▶ Source data:

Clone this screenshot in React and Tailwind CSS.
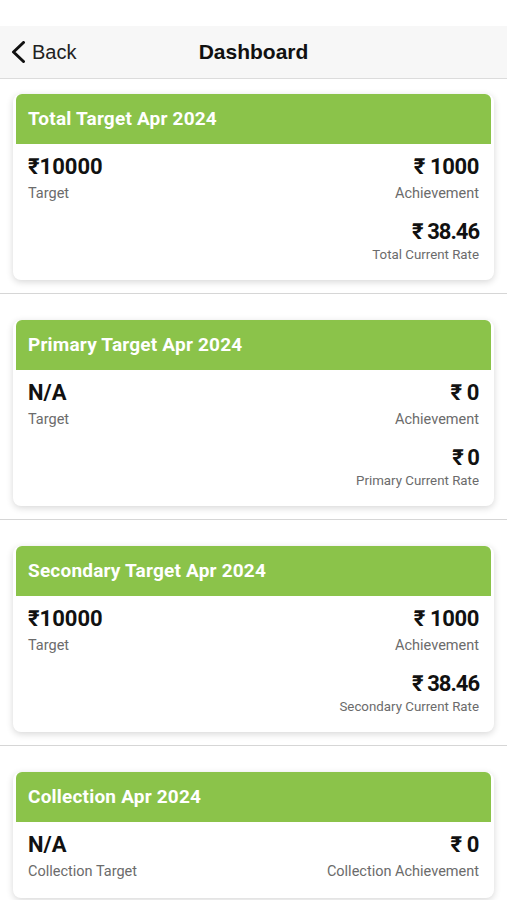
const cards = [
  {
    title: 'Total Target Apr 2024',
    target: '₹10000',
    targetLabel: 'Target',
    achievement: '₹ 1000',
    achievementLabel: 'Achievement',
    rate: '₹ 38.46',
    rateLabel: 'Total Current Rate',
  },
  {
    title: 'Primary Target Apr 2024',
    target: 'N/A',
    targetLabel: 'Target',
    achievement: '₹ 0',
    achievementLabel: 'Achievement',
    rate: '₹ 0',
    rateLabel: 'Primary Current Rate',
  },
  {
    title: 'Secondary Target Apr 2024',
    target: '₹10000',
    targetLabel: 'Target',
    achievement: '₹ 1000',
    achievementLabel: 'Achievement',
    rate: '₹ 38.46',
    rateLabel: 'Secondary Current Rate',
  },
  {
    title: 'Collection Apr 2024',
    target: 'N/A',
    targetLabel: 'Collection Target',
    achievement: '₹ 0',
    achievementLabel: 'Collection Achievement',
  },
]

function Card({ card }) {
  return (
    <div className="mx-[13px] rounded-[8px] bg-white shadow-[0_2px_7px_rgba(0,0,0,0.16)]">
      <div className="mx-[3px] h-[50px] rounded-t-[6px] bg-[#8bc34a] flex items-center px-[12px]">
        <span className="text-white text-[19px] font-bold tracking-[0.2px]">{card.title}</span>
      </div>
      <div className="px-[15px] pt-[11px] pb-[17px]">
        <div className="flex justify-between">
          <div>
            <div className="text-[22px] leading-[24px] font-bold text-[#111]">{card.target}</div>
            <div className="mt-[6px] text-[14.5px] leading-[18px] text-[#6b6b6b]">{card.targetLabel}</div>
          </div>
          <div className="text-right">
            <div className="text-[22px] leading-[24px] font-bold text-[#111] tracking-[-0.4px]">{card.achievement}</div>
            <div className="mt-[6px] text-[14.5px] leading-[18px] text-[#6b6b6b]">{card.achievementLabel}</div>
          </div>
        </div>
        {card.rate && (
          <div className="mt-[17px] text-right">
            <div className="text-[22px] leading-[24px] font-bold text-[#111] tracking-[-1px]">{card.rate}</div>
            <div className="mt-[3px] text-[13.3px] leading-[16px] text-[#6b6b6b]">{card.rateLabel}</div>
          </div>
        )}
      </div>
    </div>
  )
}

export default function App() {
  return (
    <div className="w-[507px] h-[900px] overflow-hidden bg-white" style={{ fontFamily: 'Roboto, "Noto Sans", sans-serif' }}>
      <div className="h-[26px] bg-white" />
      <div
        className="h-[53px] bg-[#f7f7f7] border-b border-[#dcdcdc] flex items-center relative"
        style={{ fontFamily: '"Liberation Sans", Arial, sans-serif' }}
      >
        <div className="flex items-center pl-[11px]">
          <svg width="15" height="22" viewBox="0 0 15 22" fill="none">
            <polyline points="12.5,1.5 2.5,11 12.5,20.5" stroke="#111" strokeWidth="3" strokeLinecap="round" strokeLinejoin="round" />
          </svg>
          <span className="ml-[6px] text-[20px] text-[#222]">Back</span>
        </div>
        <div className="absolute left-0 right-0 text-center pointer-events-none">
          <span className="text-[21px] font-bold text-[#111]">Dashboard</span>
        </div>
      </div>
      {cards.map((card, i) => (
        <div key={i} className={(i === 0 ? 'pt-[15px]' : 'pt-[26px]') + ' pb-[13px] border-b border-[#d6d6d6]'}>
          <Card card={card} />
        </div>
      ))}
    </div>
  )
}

▶ Written problem: Transcribe the whole listing exactly. Pictures are excluded.

▶ Output of the exercise:
Clone this screenshot in React and Tailwind CSS.
const cards = [
  {
    title: 'Total Target Apr 2024',
    target: '₹10000',
    targetLabel: 'Target',
    achievement: '₹ 1000',
    achievementLabel: 'Achievement',
    rate: '₹ 38.46',
    rateLabel: 'Total Current Rate',
  },
  {
    title: 'Primary Target Apr 2024',
    target: 'N/A',
    targetLabel: 'Target',
    achievement: '₹ 0',
    achievementLabel: 'Achievement',
    rate: '₹ 0',
    rateLabel: 'Primary Current Rate',
  },
  {
    title: 'Secondary Target Apr 2024',
    target: '₹10000',
    targetLabel: 'Target',
    achievement: '₹ 1000',
    achievementLabel: 'Achievement',
    rate: '₹ 38.46',
    rateLabel: 'Secondary Current Rate',
  },
  {
    title: 'Collection Apr 2024',
    target: 'N/A',
    targetLabel: 'Collection Target',
    achievement: '₹ 0',
    achievementLabel: 'Collection Achievement',
  },
]

function Card({ card }) {
  return (
    <div className="mx-[13px] rounded-[8px] bg-white shadow-[0_2px_7px_rgba(0,0,0,0.16)]">
      <div className="mx-[3px] h-[50px] rounded-t-[6px] bg-[#8bc34a] flex items-center px-[12px]">
        <span className="text-white text-[19px] font-bold tracking-[0.2px]">{card.title}</span>
      </div>
      <div className="px-[15px] pt-[11px] pb-[17px]">
        <div className="flex justify-between">
          <div>
            <div className="text-[22px] leading-[24px] font-bold text-[#111]">{card.target}</div>
            <div className="mt-[6px] text-[14.5px] leading-[18px] text-[#6b6b6b]">{card.targetLabel}</div>
          </div>
          <div className="text-right">
            <div className="text-[22px] leading-[24px] font-bold text-[#111] tracking-[-0.4px]">{card.achievement}</div>
            <div className="mt-[6px] text-[14.5px] leading-[18px] text-[#6b6b6b]">{card.achievementLabel}</div>
          </div>
        </div>
        {card.rate && (
          <div className="mt-[17px] text-right">
            <div className="text-[22px] leading-[24px] font-bold text-[#111] tracking-[-1px]">{card.rate}</div>
            <div className="mt-[3px] text-[13.3px] leading-[16px] text-[#6b6b6b]">{card.rateLabel}</div>
          </div>
        )}
      </div>
    </div>
  )
}

export default function App() {
  return (
    <div className="w-[507px] h-[900px] overflow-hidden bg-white" style={{ fontFamily: 'Roboto, "Noto Sans", sans-serif' }}>
      <div className="h-[26px] bg-white" />
      <div
        className="h-[53px] bg-[#f7f7f7] border-b border-[#dcdcdc] flex items-center relative"
        style={{ fontFamily: '"Liberation Sans", Arial, sans-serif' }}
      >
        <div className="flex items-center pl-[11px]">
          <svg width="15" height="22" viewBox="0 0 15 22" fill="none">
            <polyline points="12.5,1.5 2.5,11 12.5,20.5" stroke="#111" strokeWidth="3" strokeLinecap="round" strokeLinejoin="round" />
          </svg>
          <span className="ml-[6px] text-[20px] text-[#222]">Back</span>
        </div>
        <div className="absolute left-0 right-0 text-center pointer-events-none">
          <span className="text-[21px] font-bold text-[#111]">Dashboard</span>
        </div>
      </div>
      {cards.map((card, i) => (
        <div key={i} className={(i === 0 ? 'pt-[15px]' : 'pt-[26px]') + ' pb-[13px] border-b border-[#d6d6d6]'}>
          <Card card={card} />
        </div>
      ))}
    </div>
  )
}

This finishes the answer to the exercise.